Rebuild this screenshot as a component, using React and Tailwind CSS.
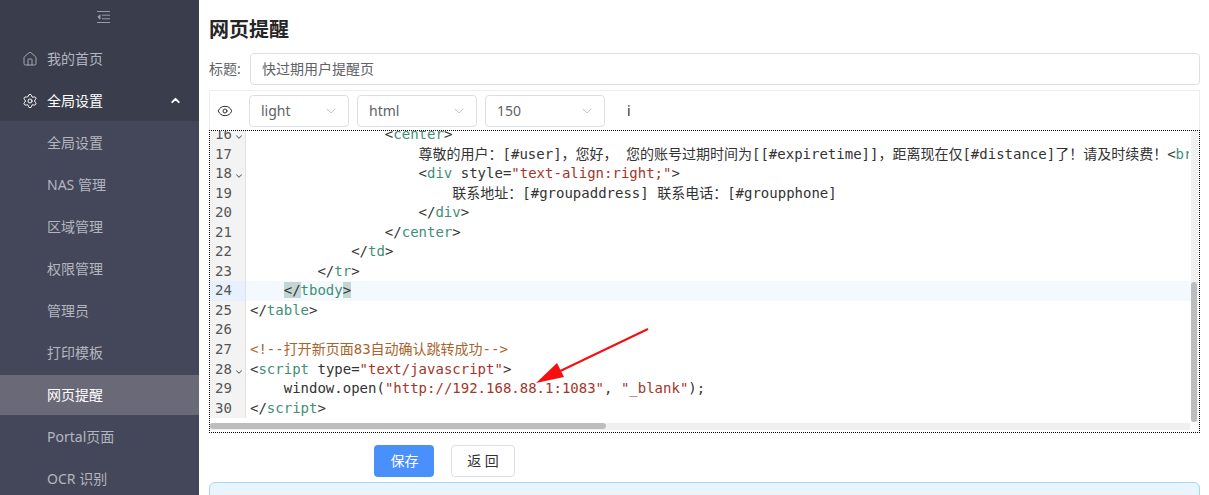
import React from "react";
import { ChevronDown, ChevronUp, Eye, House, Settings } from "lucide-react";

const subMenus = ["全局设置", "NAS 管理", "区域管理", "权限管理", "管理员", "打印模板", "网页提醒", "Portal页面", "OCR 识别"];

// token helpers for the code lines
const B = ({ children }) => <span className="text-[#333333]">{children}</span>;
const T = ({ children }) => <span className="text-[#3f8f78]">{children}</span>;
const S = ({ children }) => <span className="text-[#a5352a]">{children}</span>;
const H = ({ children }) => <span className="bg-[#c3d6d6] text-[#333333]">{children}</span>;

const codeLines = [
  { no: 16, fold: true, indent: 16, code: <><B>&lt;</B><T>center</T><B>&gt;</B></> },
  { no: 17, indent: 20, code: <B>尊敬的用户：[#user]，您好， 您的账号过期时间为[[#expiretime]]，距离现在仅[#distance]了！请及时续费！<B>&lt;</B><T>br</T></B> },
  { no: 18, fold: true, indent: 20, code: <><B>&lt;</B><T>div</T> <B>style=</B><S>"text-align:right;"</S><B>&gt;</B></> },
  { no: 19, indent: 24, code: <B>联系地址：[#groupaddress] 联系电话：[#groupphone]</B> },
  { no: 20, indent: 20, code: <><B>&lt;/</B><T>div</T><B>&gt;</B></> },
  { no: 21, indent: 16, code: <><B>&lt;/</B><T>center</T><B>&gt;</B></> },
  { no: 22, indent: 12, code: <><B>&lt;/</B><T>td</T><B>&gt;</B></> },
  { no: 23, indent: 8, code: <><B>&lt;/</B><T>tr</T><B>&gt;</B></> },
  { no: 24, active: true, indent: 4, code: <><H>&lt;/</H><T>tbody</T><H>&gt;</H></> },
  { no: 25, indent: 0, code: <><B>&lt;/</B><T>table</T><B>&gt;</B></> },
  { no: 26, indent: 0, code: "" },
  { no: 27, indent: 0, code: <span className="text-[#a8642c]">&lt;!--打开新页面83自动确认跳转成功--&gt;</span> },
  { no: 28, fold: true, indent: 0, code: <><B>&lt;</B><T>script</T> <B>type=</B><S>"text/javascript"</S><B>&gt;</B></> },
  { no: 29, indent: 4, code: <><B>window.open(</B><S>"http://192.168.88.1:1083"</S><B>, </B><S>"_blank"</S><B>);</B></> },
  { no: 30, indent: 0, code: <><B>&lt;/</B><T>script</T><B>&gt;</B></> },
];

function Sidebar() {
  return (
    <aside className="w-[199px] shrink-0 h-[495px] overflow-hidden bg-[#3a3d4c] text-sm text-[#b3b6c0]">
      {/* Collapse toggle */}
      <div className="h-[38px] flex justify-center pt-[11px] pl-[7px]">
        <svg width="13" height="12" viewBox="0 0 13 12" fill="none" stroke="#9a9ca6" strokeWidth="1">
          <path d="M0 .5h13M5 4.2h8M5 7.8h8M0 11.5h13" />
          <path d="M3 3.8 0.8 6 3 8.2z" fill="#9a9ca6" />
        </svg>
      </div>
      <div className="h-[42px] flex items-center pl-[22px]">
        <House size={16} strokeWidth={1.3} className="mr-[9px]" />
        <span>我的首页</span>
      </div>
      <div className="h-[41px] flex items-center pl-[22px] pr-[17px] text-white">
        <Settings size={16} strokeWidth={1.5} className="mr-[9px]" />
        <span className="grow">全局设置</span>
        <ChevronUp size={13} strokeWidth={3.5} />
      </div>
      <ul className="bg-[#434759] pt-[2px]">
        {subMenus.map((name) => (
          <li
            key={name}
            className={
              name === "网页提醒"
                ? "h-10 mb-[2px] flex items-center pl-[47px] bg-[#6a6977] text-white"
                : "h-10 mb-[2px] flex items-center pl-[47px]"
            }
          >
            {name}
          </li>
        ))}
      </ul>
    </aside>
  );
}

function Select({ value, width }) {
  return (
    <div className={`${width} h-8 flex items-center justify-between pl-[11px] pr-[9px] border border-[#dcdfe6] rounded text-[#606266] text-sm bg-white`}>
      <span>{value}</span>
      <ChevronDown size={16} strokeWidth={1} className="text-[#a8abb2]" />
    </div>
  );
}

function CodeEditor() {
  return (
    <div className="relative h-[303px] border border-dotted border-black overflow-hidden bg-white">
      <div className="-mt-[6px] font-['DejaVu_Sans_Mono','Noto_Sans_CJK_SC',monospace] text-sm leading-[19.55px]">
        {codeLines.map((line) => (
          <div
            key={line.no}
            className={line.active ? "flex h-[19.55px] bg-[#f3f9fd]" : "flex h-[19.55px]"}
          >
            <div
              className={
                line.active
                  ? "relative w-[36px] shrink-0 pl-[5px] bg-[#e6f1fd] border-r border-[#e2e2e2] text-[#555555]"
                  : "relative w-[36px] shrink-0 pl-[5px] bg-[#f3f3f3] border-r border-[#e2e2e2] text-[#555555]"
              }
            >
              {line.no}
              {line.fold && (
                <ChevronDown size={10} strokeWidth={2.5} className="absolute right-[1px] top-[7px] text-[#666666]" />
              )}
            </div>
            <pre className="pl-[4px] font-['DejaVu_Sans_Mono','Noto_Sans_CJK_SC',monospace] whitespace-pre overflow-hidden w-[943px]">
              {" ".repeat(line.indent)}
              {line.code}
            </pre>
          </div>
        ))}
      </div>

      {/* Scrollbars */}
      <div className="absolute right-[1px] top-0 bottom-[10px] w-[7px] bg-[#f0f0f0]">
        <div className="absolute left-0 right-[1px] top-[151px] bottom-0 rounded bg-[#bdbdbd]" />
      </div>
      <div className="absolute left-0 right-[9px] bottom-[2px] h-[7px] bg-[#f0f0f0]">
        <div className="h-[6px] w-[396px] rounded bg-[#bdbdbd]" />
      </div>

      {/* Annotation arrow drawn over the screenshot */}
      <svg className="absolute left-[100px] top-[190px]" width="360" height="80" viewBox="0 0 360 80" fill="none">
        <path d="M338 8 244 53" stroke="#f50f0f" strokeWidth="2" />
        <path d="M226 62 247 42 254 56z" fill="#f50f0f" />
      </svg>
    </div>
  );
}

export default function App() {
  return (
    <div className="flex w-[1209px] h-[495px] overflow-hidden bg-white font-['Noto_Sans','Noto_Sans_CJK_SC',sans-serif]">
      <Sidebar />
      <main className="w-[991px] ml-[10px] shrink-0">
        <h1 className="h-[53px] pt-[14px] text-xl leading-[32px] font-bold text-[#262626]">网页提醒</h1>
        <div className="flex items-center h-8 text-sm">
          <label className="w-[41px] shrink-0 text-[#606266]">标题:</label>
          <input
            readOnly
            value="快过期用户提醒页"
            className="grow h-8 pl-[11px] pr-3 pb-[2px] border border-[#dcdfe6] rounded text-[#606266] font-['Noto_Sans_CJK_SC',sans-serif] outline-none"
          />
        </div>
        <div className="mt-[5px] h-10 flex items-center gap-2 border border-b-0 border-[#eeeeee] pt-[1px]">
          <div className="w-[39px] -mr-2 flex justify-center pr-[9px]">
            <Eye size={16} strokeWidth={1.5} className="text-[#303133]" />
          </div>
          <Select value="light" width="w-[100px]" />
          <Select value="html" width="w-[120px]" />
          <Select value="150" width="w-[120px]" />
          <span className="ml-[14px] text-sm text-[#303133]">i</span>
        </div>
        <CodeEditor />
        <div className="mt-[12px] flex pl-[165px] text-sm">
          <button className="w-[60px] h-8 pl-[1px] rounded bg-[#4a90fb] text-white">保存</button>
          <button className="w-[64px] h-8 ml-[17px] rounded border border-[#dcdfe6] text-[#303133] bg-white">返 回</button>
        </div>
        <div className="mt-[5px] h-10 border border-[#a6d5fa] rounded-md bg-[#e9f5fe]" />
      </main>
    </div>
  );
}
---
Reproduce all of the data exactly, omitting each picture it holds.

Rebuild this screenshot as a component, using React and Tailwind CSS.
import React from "react";
import { ChevronDown, ChevronUp, Eye, House, Settings } from "lucide-react";

const subMenus = ["全局设置", "NAS 管理", "区域管理", "权限管理", "管理员", "打印模板", "网页提醒", "Portal页面", "OCR 识别"];

// token helpers for the code lines
const B = ({ children }) => <span className="text-[#333333]">{children}</span>;
const T = ({ children }) => <span className="text-[#3f8f78]">{children}</span>;
const S = ({ children }) => <span className="text-[#a5352a]">{children}</span>;
const H = ({ children }) => <span className="bg-[#c3d6d6] text-[#333333]">{children}</span>;

const codeLines = [
  { no: 16, fold: true, indent: 16, code: <><B>&lt;</B><T>center</T><B>&gt;</B></> },
  { no: 17, indent: 20, code: <B>尊敬的用户：[#user]，您好， 您的账号过期时间为[[#expiretime]]，距离现在仅[#distance]了！请及时续费！<B>&lt;</B><T>br</T></B> },
  { no: 18, fold: true, indent: 20, code: <><B>&lt;</B><T>div</T> <B>style=</B><S>"text-align:right;"</S><B>&gt;</B></> },
  { no: 19, indent: 24, code: <B>联系地址：[#groupaddress] 联系电话：[#groupphone]</B> },
  { no: 20, indent: 20, code: <><B>&lt;/</B><T>div</T><B>&gt;</B></> },
  { no: 21, indent: 16, code: <><B>&lt;/</B><T>center</T><B>&gt;</B></> },
  { no: 22, indent: 12, code: <><B>&lt;/</B><T>td</T><B>&gt;</B></> },
  { no: 23, indent: 8, code: <><B>&lt;/</B><T>tr</T><B>&gt;</B></> },
  { no: 24, active: true, indent: 4, code: <><H>&lt;/</H><T>tbody</T><H>&gt;</H></> },
  { no: 25, indent: 0, code: <><B>&lt;/</B><T>table</T><B>&gt;</B></> },
  { no: 26, indent: 0, code: "" },
  { no: 27, indent: 0, code: <span className="text-[#a8642c]">&lt;!--打开新页面83自动确认跳转成功--&gt;</span> },
  { no: 28, fold: true, indent: 0, code: <><B>&lt;</B><T>script</T> <B>type=</B><S>"text/javascript"</S><B>&gt;</B></> },
  { no: 29, indent: 4, code: <><B>window.open(</B><S>"http://192.168.88.1:1083"</S><B>, </B><S>"_blank"</S><B>);</B></> },
  { no: 30, indent: 0, code: <><B>&lt;/</B><T>script</T><B>&gt;</B></> },
];

function Sidebar() {
  return (
    <aside className="w-[199px] shrink-0 h-[495px] overflow-hidden bg-[#3a3d4c] text-sm text-[#b3b6c0]">
      {/* Collapse toggle */}
      <div className="h-[38px] flex justify-center pt-[11px] pl-[7px]">
        <svg width="13" height="12" viewBox="0 0 13 12" fill="none" stroke="#9a9ca6" strokeWidth="1">
          <path d="M0 .5h13M5 4.2h8M5 7.8h8M0 11.5h13" />
          <path d="M3 3.8 0.8 6 3 8.2z" fill="#9a9ca6" />
        </svg>
      </div>
      <div className="h-[42px] flex items-center pl-[22px]">
        <House size={16} strokeWidth={1.3} className="mr-[9px]" />
        <span>我的首页</span>
      </div>
      <div className="h-[41px] flex items-center pl-[22px] pr-[17px] text-white">
        <Settings size={16} strokeWidth={1.5} className="mr-[9px]" />
        <span className="grow">全局设置</span>
        <ChevronUp size={13} strokeWidth={3.5} />
      </div>
      <ul className="bg-[#434759] pt-[2px]">
        {subMenus.map((name) => (
          <li
            key={name}
            className={
              name === "网页提醒"
                ? "h-10 mb-[2px] flex items-center pl-[47px] bg-[#6a6977] text-white"
                : "h-10 mb-[2px] flex items-center pl-[47px]"
            }
          >
            {name}
          </li>
        ))}
      </ul>
    </aside>
  );
}

function Select({ value, width }) {
  return (
    <div className={`${width} h-8 flex items-center justify-between pl-[11px] pr-[9px] border border-[#dcdfe6] rounded text-[#606266] text-sm bg-white`}>
      <span>{value}</span>
      <ChevronDown size={16} strokeWidth={1} className="text-[#a8abb2]" />
    </div>
  );
}

function CodeEditor() {
  return (
    <div className="relative h-[303px] border border-dotted border-black overflow-hidden bg-white">
      <div className="-mt-[6px] font-['DejaVu_Sans_Mono','Noto_Sans_CJK_SC',monospace] text-sm leading-[19.55px]">
        {codeLines.map((line) => (
          <div
            key={line.no}
            className={line.active ? "flex h-[19.55px] bg-[#f3f9fd]" : "flex h-[19.55px]"}
          >
            <div
              className={
                line.active
                  ? "relative w-[36px] shrink-0 pl-[5px] bg-[#e6f1fd] border-r border-[#e2e2e2] text-[#555555]"
                  : "relative w-[36px] shrink-0 pl-[5px] bg-[#f3f3f3] border-r border-[#e2e2e2] text-[#555555]"
              }
            >
              {line.no}
              {line.fold && (
                <ChevronDown size={10} strokeWidth={2.5} className="absolute right-[1px] top-[7px] text-[#666666]" />
              )}
            </div>
            <pre className="pl-[4px] font-['DejaVu_Sans_Mono','Noto_Sans_CJK_SC',monospace] whitespace-pre overflow-hidden w-[943px]">
              {" ".repeat(line.indent)}
              {line.code}
            </pre>
          </div>
        ))}
      </div>

      {/* Scrollbars */}
      <div className="absolute right-[1px] top-0 bottom-[10px] w-[7px] bg-[#f0f0f0]">
        <div className="absolute left-0 right-[1px] top-[151px] bottom-0 rounded bg-[#bdbdbd]" />
      </div>
      <div className="absolute left-0 right-[9px] bottom-[2px] h-[7px] bg-[#f0f0f0]">
        <div className="h-[6px] w-[396px] rounded bg-[#bdbdbd]" />
      </div>

      {/* Annotation arrow drawn over the screenshot */}
      <svg className="absolute left-[100px] top-[190px]" width="360" height="80" viewBox="0 0 360 80" fill="none">
        <path d="M338 8 244 53" stroke="#f50f0f" strokeWidth="2" />
        <path d="M226 62 247 42 254 56z" fill="#f50f0f" />
      </svg>
    </div>
  );
}

export default function App() {
  return (
    <div className="flex w-[1209px] h-[495px] overflow-hidden bg-white font-['Noto_Sans','Noto_Sans_CJK_SC',sans-serif]">
      <Sidebar />
      <main className="w-[991px] ml-[10px] shrink-0">
        <h1 className="h-[53px] pt-[14px] text-xl leading-[32px] font-bold text-[#262626]">网页提醒</h1>
        <div className="flex items-center h-8 text-sm">
          <label className="w-[41px] shrink-0 text-[#606266]">标题:</label>
          <input
            readOnly
            value="快过期用户提醒页"
            className="grow h-8 pl-[11px] pr-3 pb-[2px] border border-[#dcdfe6] rounded text-[#606266] font-['Noto_Sans_CJK_SC',sans-serif] outline-none"
          />
        </div>
        <div className="mt-[5px] h-10 flex items-center gap-2 border border-b-0 border-[#eeeeee] pt-[1px]">
          <div className="w-[39px] -mr-2 flex justify-center pr-[9px]">
            <Eye size={16} strokeWidth={1.5} className="text-[#303133]" />
          </div>
          <Select value="light" width="w-[100px]" />
          <Select value="html" width="w-[120px]" />
          <Select value="150" width="w-[120px]" />
          <span className="ml-[14px] text-sm text-[#303133]">i</span>
        </div>
        <CodeEditor />
        <div className="mt-[12px] flex pl-[165px] text-sm">
          <button className="w-[60px] h-8 pl-[1px] rounded bg-[#4a90fb] text-white">保存</button>
          <button className="w-[64px] h-8 ml-[17px] rounded border border-[#dcdfe6] text-[#303133] bg-white">返 回</button>
        </div>
        <div className="mt-[5px] h-10 border border-[#a6d5fa] rounded-md bg-[#e9f5fe]" />
      </main>
    </div>
  );
}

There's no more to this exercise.